The hipster is dead, and a new kind of customer is apparently to blame. Dubbed “Yuccies” (short for “Young Urban Creatives”), this new term is meant to describe people who share the characteristics of both yuppies and millennial hipsters.
In an article for Mashable, writer David Infante, a self-professed Yuccie, described this subculture as:
“A slice of Generation Y, borne of suburban comfort, indoctrinated with the transcendent power of education, and infected by the conviction that not only do we deserve to pursue our dreams; we should profit from them.”
Infante provides an irreverent list of defining Yuccie characteristics: a love for the TV classic Seinfeld and boozy painting classes and a yearning to visit Austin.
Not to be left behind, BuzzFeed created a mega-list of 99 things Yuccies are supposed to like, including:
- Having a solid opinion about hot yoga
- Taking it personally when someone says they don’t like Beyoncé
- Creating their own vacation hashtag on Instagram
- Remembering MySpace
For businesses, the fact that everyone’s talking about yuccies right now might makes it tempting to launch marketing campaigns aimed at this group. But the truth is that marketers have only a cursory understanding of this newly-identified group. So far, all the articles written about yuccies are opinion pieces—written by people who identify as yuccies themselves. Before Infante’s article, “yuccie” wasn’t even a term, so who knows if this is an actual subculture.

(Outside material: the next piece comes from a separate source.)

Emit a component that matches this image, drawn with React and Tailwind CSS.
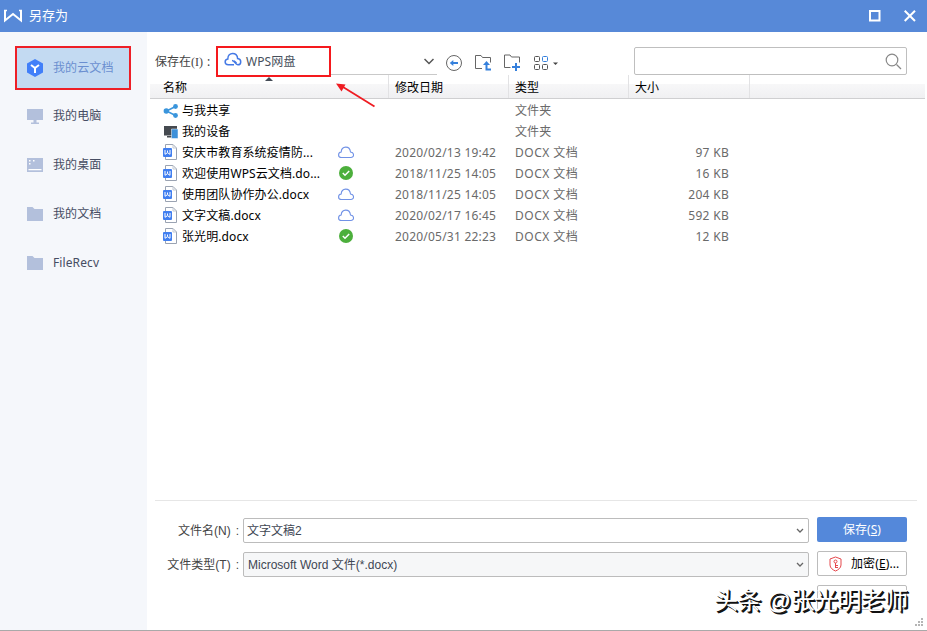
import React from 'react';

const navItems = [
  { icon: 'pc', label: '我的电脑' },
  { icon: 'desk', label: '我的桌面' },
  { icon: 'folder', label: '我的文档' },
  { icon: 'folder', label: 'FileRecv' },
];

const files = [
  { icon: 'share', name: '与我共享', type: '文件夹' },
  { icon: 'device', name: '我的设备', type: '文件夹' },
  { icon: 'doc', name: '安庆市教育系统疫情防...', state: 'cloud', date: '2020/02/13 19:42', type: 'DOCX 文档', size: '97 KB' },
  { icon: 'doc', name: '欢迎使用WPS云文档.do...', state: 'ok', date: '2018/11/25 14:05', type: 'DOCX 文档', size: '16 KB' },
  { icon: 'doc', name: '使用团队协作办公.docx', state: 'cloud', date: '2018/11/25 14:05', type: 'DOCX 文档', size: '204 KB' },
  { icon: 'doc', name: '文字文稿.docx', state: 'cloud', date: '2020/02/17 16:45', type: 'DOCX 文档', size: '592 KB' },
  { icon: 'doc', name: '张光明.docx', state: 'ok', date: '2020/05/31 22:23', type: 'DOCX 文档', size: '12 KB' },
];

function NavIcon({ kind }) {
  return (
    <svg width="16" height="16" viewBox="0 0 16 16" fill="#b3c0dc" className="shrink-0">
      {kind === 'pc' && <path d="M0 1h16v11H0zM6.500 12h3v2.500H12V16H4v-1.500h2.500z" />}
      {kind === 'desk' && (
        <>
          <path d="M0 1h16v14H0z" />
          <path d="M2 3h1.500v1.500H2zM6 3h1.500v1.500H6zM2 6h1.500v1.500H2zM1.500 12h13v1.200h-13z" fill="#fff" />
        </>
      )}
      {kind === 'folder' && <path d="M0 1h5.500l2 2H16v12H0z" />}
    </svg>
  );
}

function FileIcon({ kind }) {
  if (kind === 'share') {
    return (
      <svg width="16" height="14" viewBox="0 0 16 14" className="shrink-0">
        <path d="M12.500 2.500 3.500 7l9 4.500" fill="none" stroke="#3a95dc" strokeWidth="1.500" />
        <g fill="#3a95dc">
          <circle cx="3.300" cy="7" r="2.700" />
          <circle cx="12.500" cy="2.500" r="2.400" />
          <circle cx="12.500" cy="11.500" r="2.400" />
        </g>
      </svg>
    );
  }
  if (kind === 'device') {
    return (
      <svg width="16" height="14" viewBox="0 0 16 14" className="shrink-0">
        <path d="M1 1h13v9.500H1zM4 11h5v1.500H4z" fill="#454a50" />
        <path d="M8.500 4H15v9.500H8.500z" fill="#3d90d9" stroke="#fff" strokeWidth=".5" />
      </svg>
    );
  }
  return (
    <svg width="16" height="16" viewBox="0 0 16 16" className="mb-px shrink-0">
      <path d="M2.500.5h7.500l3.500 3.500v11.500h-11z" fill="#fff" stroke="#9aa3b2" />
      <path d="M10 .5V4h3.500" fill="none" stroke="#c3c9d2" />
      <rect x="0" y="4" width="9" height="9" rx="1" fill="#417ff0" />
      <path d="M2 6v4.300l2.500-1.600L7 10.300V6M4.500 6.500v2" fill="none" stroke="#fff" />
    </svg>
  );
}

function StateIcon({ kind }) {
  if (kind === 'ok') {
    return (
      <svg width="16" height="14" viewBox="0 0 16 14" className="mb-0.5">
        <circle cx="8" cy="7" r="7" fill="#4caf3c" />
        <path d="m4.800 7 2.200 2.200 4.200-4.200" fill="none" stroke="#fff" strokeWidth="1.500" />
      </svg>
    );
  }
  if (kind === 'cloud') {
    return (
      <svg width="16" height="14" viewBox="0 0 16 14" fill="none" stroke="#7192e6" strokeWidth="1.100" className="mb-0.5">
        <path d="M3.500 12.500C-.5 12.500-.2 7.400 3.200 7 3.500.7 11.700.3 12.500 7c4 .2 4 5.500.3 5.500z" />
      </svg>
    );
  }
  return null;
}

function Toolbar() {
  return (
    <div className="flex h-[43px] items-start">
      <div className="mt-[19px] ml-2 w-[61px] whitespace-nowrap leading-[22px] text-[#444]">
        保存在<span className="font-['Liberation_Serif']">(I)</span>
        <span className="ml-1">:</span>
      </div>
      <div className="z-10 mt-[14px] flex h-[31px] w-[115px] items-center border-2 border-[#f5191d] pl-[6px] text-[#47505c]">
        <svg width="18" height="16" viewBox="0 0 18 16" fill="none" stroke="#4479e5" strokeWidth="1.500" className="-mt-1">
          <path d="M10 12.800H4.200C.2 12.800.2 7.500 3.800 7 3.600-.4 13.600-.3 13.600 6.500c4.300.7 4 6.300.2 6.300-2.800 0-2.800-4.300-5.800-4.300" />
          <path d="m10 8.800 2.500 2.300" />
        </svg>
        <span className="ml-1 whitespace-nowrap tracking-[0.1px]">WPS网盘</span>
      </div>
      <div className="flex h-[43px] w-[106px] items-start justify-end border-b border-[#c9c9c9] pr-[3px]">
        <svg width="10" height="7" viewBox="0 0 10 7" className="mt-[26px]" fill="none" stroke="#555" strokeWidth="1.500">
          <path d="m.5 1 4.500 4.500L9.500 1" />
        </svg>
      </div>
      <div className="mt-[22px] ml-2 flex w-[114px] items-center">
        <svg width="18" height="18" viewBox="0 0 18 18" fill="none" className="shrink-0">
          <circle cx="9" cy="9" r="7.500" stroke="#666" />
          <path d="M13 9H6" stroke="#3580dc" strokeWidth="2" />
          <path d="M4.800 9 8.300 6v6z" fill="#3580dc" />
        </svg>
        <svg width="18" height="18" viewBox="0 0 18 18" fill="none" className="ml-[11px] shrink-0">
          <path d="M8 14.500H1.500V1.500H7l1.500 2h8v5" stroke="#666" />
          <path d="M12.500 9.500V15.500h4.500" stroke="#3580dc" strokeWidth="2" />
          <path d="m12.500 7-3.500 4h7z" fill="#3580dc" />
        </svg>
        <svg width="18" height="18" viewBox="0 0 18 18" fill="none" className="ml-[11px] shrink-0">
          <path d="M7.500 13.500h-6V1H7l1.500 2h8v5.500" stroke="#666" />
          <path d="M13 9v8M9 13h8" stroke="#3580dc" strokeWidth="2" />
        </svg>
        <svg width="26" height="16" viewBox="0 0 26 16" fill="none" stroke="#555" className="ml-[12px] shrink-0">
          <rect x="1.500" y="1.500" width="5" height="5" rx="1" />
          <rect x="9.500" y="1.500" width="5" height="5" rx="1" stroke="#3580dc" />
          <rect x="1.500" y="9.500" width="5" height="5" rx="1" />
          <rect x="9.500" y="9.500" width="5" height="5" rx="1" />
          <path d="M20 7.500h5L22.500 10z" fill="#444" stroke="none" />
        </svg>
      </div>
      <div className="mt-[15px] ml-[75px] flex h-7 w-[273px] items-center justify-end rounded-[2px] border border-[#bfbfbf] pr-1">
        <svg width="17" height="17" viewBox="0 0 17 17" fill="none" stroke="#888" strokeWidth="1.200">
          <circle cx="7" cy="7" r="5.800" />
          <path d="m11.500 11.500 4.500 4.500" />
        </svg>
      </div>
    </div>
  );
}

function TableHeader() {
  const cell = 'flex h-[23px] items-center border-r border-[#e2e2e4] pt-0.5 pl-1.5';
  return (
    <div className="relative ml-[3px] flex h-6 w-[775px] border-b border-[#cfcfd1] bg-[linear-gradient(#fff_40%,#f7f7f8_41%,#f0f0f2)] text-black">
      <div className="flex h-[23px] w-[239px] items-center border-r border-[#e2e2e4] pt-0.5 pl-[13px]">名称</div>
      <div className={cell + ' w-[120px]'}>修改日期</div>
      <div className={cell + ' w-[120px]'}>类型</div>
      <div className={cell + ' w-[121px]'}>大小</div>
      <svg width="8" height="5" viewBox="0 0 8 5" className="absolute top-0.5 left-[115px]">
        <path d="M4 0 8 4H0z" fill="#444b55" />
      </svg>
    </div>
  );
}

function Field({ label, value, valueClass, boxClass }) {
  return (
    <div className="flex h-[25px] items-center">
      <div className="flex w-[92px] justify-end whitespace-nowrap pr-1 font-['Liberation_Sans','Noto_Sans_CJK_SC',sans-serif] text-[#444]">
        <span>{label}</span>
        <span className="ml-[5px]">:</span>
      </div>
      <div className={'flex h-[25px] w-[566px] items-center justify-between rounded-[2px] border border-[#bcbcbc] pr-1 ' + boxClass}>
        <span className={"whitespace-nowrap font-['Liberation_Sans','Noto_Sans_CJK_SC',sans-serif] text-[#404653] " + valueClass}>{value}</span>
        <svg width="8" height="6" viewBox="0 0 8 6" fill="none" stroke="#666" strokeWidth="1.300">
          <path d="m1 1 3 3 3-3" />
        </svg>
      </div>
    </div>
  );
}

export default function App() {
  return (
    <div className="relative flex h-[631px] w-[927px] flex-col overflow-hidden border-b border-[#a9a9a9] bg-white font-['Noto_Sans','Noto_Sans_CJK_SC',sans-serif] text-xs">
      <header className="flex h-8 shrink-0 items-center bg-[#5789d8] text-white">
        <svg width="20" height="14" viewBox="0 0 20 14" fill="none" stroke="#fff" strokeWidth="2" className="ml-[3px]">
          <path d="M2 1v10.500L10 5l8 6.500V1" />
          <path d="M1 1.500h3M16 1.500h3" strokeWidth="1.300" />
        </svg>
        <span className="ml-[6px] text-[13px]">另存为</span>
        <svg width="12" height="12" viewBox="0 0 12 12" fill="none" stroke="#fff" strokeWidth="2" className="ml-auto">
          <path d="M1 1h9.500v9.500H1z" />
        </svg>
        <svg width="12" height="12" viewBox="0 0 12 12" fill="none" stroke="#fff" strokeWidth="2" className="mr-[11px] ml-[23px]">
          <path d="m.7.7 10.300 10.300M11 .7.7 11" />
        </svg>
      </header>

      <div className="flex flex-1">
        <aside className="w-[147px] shrink-0 bg-[#f5f7fb] pt-3.5 text-[#464d63]">
          <div className="ml-[15px] flex h-11 w-[116px] items-center border-2 border-[#ee1f27] bg-[#c3daf2] pl-[10px] text-[#6b8fd0]">
            <svg width="16" height="18" viewBox="0 0 16 18">
              <path d="M8 0 16 4.500v9L8 18l-8-4.500v-9z" fill="#417ff9" />
              <path d="M4 6l4 3 4-3M8 9v5" fill="none" stroke="#fff" strokeWidth="2" />
            </svg>
            <span className="ml-[10px] whitespace-nowrap pb-px tracking-[0.1px]">我的云文档</span>
          </div>
          {navItems.map((item) => (
            <div key={item.label} className="flex h-[49px] items-center pt-0.5 pl-[27px]">
              <NavIcon kind={item.icon} />
              <span className="ml-[10px] tracking-[0.1px]">{item.label}</span>
            </div>
          ))}
        </aside>

        <main className="flex w-[780px] flex-col">
          <Toolbar />
          <TableHeader />
          <div className="h-[401px] pt-px">
            {files.map((f) => (
              <div key={f.name} className="flex h-[21px] items-center whitespace-nowrap text-[#6a6a6a]">
                <div className="flex w-[191px] items-center pl-4 text-black">
                  <FileIcon kind={f.icon} />
                  <span className="ml-[3px] tracking-[0.1px]">{f.name}</span>
                </div>
                <div className="flex w-[57px]">
                  <StateIcon kind={f.state} />
                </div>
                <div className="w-[120px] tracking-[0.22px]">{f.date}</div>
                <div className={f.size ? 'w-[120px] tracking-[0.5px]' : 'w-[120px] tracking-[0.1px]'}>{f.type}</div>
                <div className="w-[94px] text-right tracking-[0.3px]">{f.size}</div>
              </div>
            ))}
          </div>
          <div className="ml-2 w-[762px] border-t border-[#e6e6e6]" />
          <div className="flex pl-1">
            <div className="flex flex-col gap-[9px] pt-[17px]">
              <Field label="文件名(N)" value="文字文稿2" valueClass="ml-[3px]" boxClass="bg-white" />
              <Field label="文件类型(T)" value="Microsoft Word 文件(*.docx)" valueClass="ml-1" boxClass="bg-[#f6f7f8]" />
            </div>
            <div className="ml-2 flex w-[90px] flex-col gap-[9px] pt-4">
              <button className="h-[25px] rounded-[2px] bg-[#5488da] text-white">
                保存(<u>S</u>)
              </button>
              <button className="flex h-[25px] items-center whitespace-nowrap rounded-[2px] border border-[#bcbcbc] bg-white pl-[11px] text-black">
                <svg width="13" height="16" viewBox="0 0 13 16" fill="none" stroke="#e5484d">
                  <path d="M6.500 1 12 3v6c0 3-3 5-5.500 6C4 14 1 12 1 9V3z" />
                  <circle cx="6.500" cy="5.500" r="1.500" />
                  <path d="M6.500 7v5M6.500 9.500H9M6.500 11.500H9" />
                </svg>
                <span className="ml-[9px] tracking-[0.1px]">加密(<u>E</u>)...</span>
              </button>
              <div className="h-[25px] rounded-[2px] border border-[#bcbcbc] bg-white" />
            </div>
          </div>
        </main>
      </div>

      <svg width="42" height="28" viewBox="0 0 42 28" className="absolute top-[81px] left-[335px]">
        <path d="M39.500 25.500 8 6" stroke="#ef1c22" strokeWidth="1.800" />
        <path d="M1 2.500 10.500 3.500 6.500 10.500z" fill="#ef1c22" />
      </svg>

      <div className="absolute top-[585px] left-[714px] whitespace-nowrap font-['Liberation_Sans','Noto_Sans_CJK_SC',sans-serif] text-[24px] leading-8 tracking-[-0.6px] text-white [text-shadow:1px_1px_0_#111,2px_2px_0_#111]">
        头条 @张光明老师
      </div>

      <svg width="9" height="9" viewBox="0 0 9 9" fill="#b5b5b5" className="absolute right-[3px] bottom-[3px]">
        <path d="M6 0h2v2H6zM3 3h2v2H3zM6 3h2v2H6zM0 6h2v2H0zM3 6h2v2H3zM6 6h2v2H6z" />
      </svg>
    </div>
  );
}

Before launching a marketing campaign featuring young, bearded creatives, it’s crucial to dig deeper and get to know the true motivations and attitudes of this audience. Marketers should also remember that “yuccies” is ultimately just another way of categorizing millennials. Before attempting to market to yuccies, hipsters, HENRYs or any other millennials, step back and get to know the customers you’re trying to reach. Solid marketing plans are built on a close relationship with a target market—which requires direct, ongoing engagement.
In the near future, now that the term has entered the mainstream consciousness, I have no doubt that enterprising marketers will launch campaigns aimed at yuccies. To pull it off, marketers need to do their own research before going after a subculture that may or may not exist.